Developers and city officials will have another month to negotiate the number of affordable homes that will be included in a proposed market-rate development in Hayes Valley, after planning commissioners voted Thursday to defer a decision on whether the land — formerly used as a UC Extension campus — should be rezoned from public use to private use.
The University of California owns the 6-acre site between Hermann and Haight streets and Laguna and Buchanan streets. The developers for the project have included 68 units for low-income earners among 450 apartments planned at the site, which meets The City’s “inclusionary” requirement that 15 percent of on-site units in new buildings be affordable.
Supervisor Ross Mirkarimi, whose district includes part of the proposed project, described the number of low-income units planned as “woefully inadequate.” He said he supported the commissioners’ unanimous choice to defer a decision on zoning changes until Jan. 17.
“We can utilize that time period to address these unresolved issues,” Mirkarimi said.
“This involves state-owned property that’s being leased back to The City over 75 years, where The City’s being asked to consent to the rezoning from public to private … If we’re going to make that sacrifice, then at least the benefit should go to all, and not just those who can afford to live there at a market rate.”
Developers for the university have also proposed adding 5,000 square feet of shops to the project — which will include three rehabilitated buildings and seven new buildings — and increasing car parking, documents show.
Six of the new buildings would be four-stories tall. A new eight-story building would include 85 units specifically targeted at lesbian, gay, bisexual and transgender seniors.
The City and University of California had initially set a deadline of Oct. 15 for approval of the proposed project, according to developer Ruthy Bennett, a vice president at AF Evans Development.

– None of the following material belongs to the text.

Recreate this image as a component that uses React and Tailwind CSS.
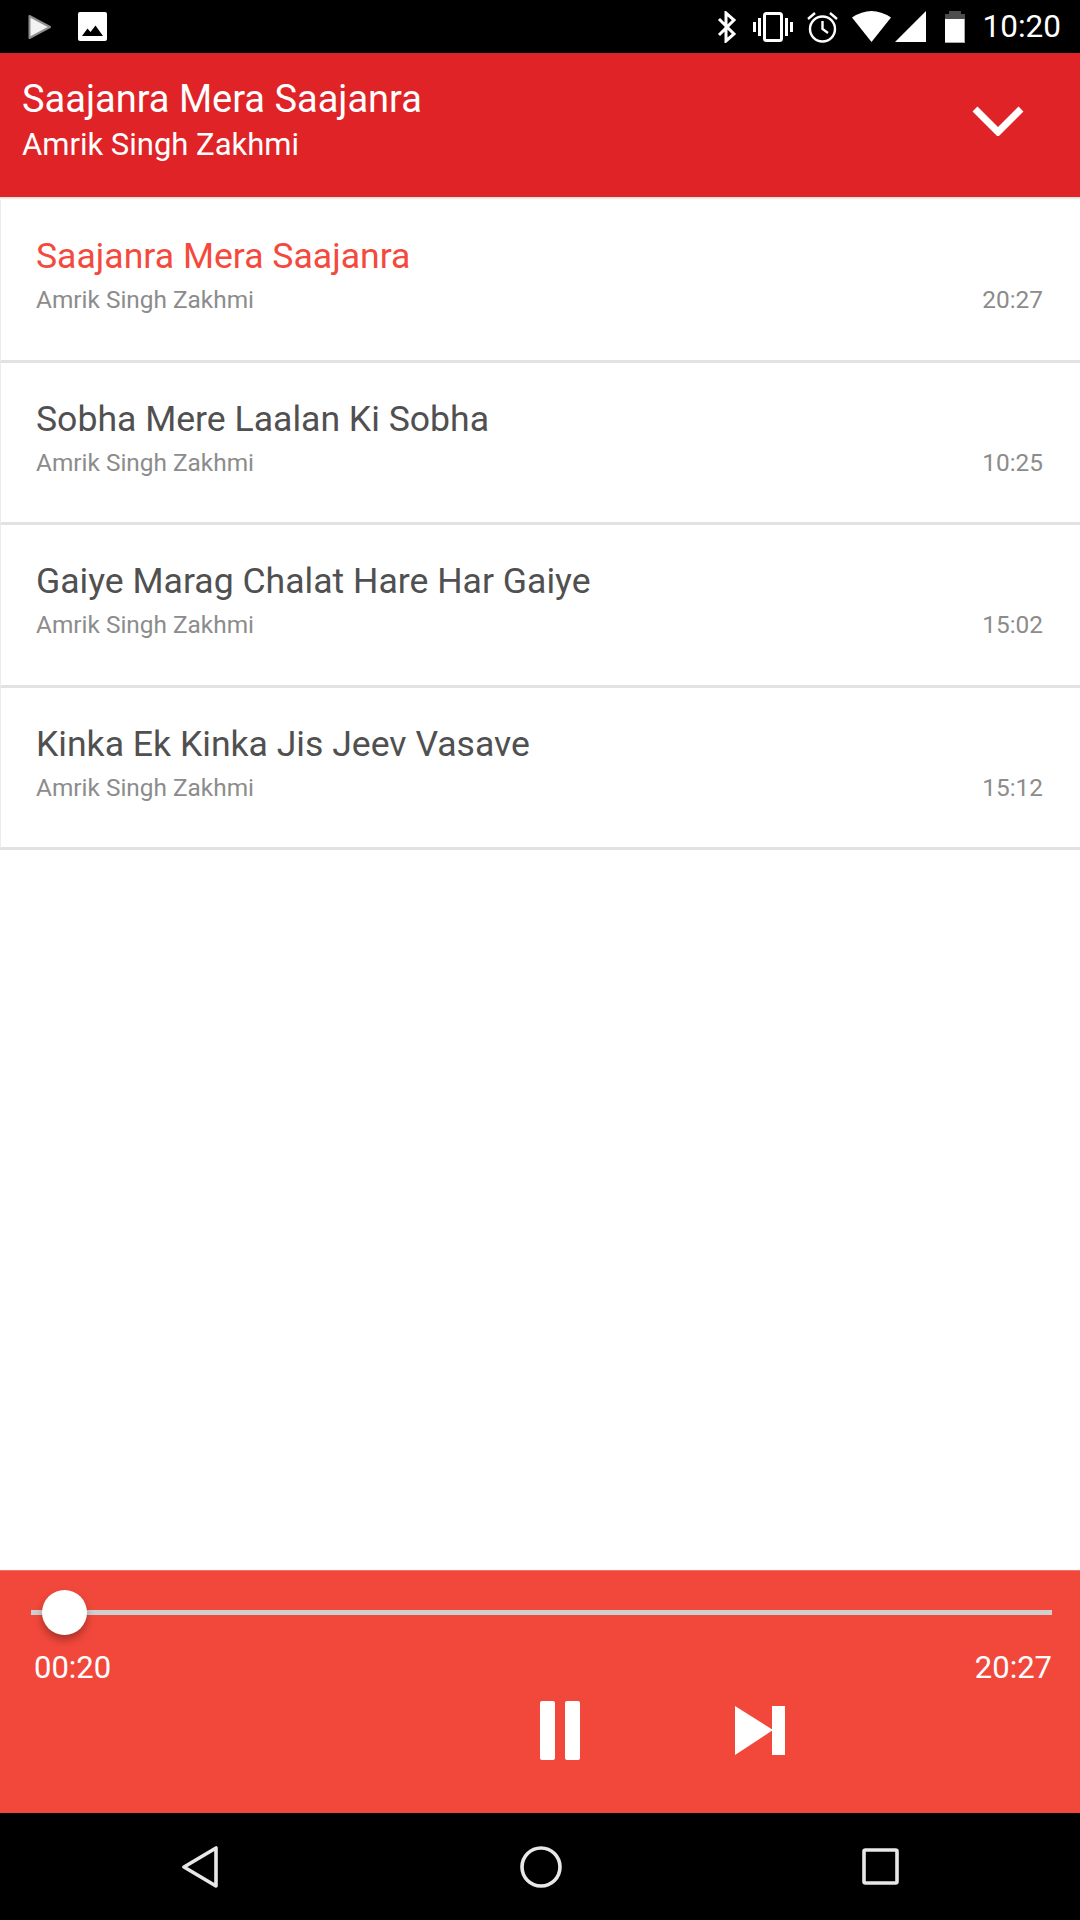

“The City asked the university for an extension to work on the affordability levels,” Bennett said. “We’re fine with the extension — we’re interested in working with The City on how we can create more affordability.”
Bennett said the plans have already been “four years in the making.”
The project would also include a 25,000-square-foot public park, according to Bennett.
A two-story UC San Francisco dental school will continue to operate at the redeveloped site, plans show.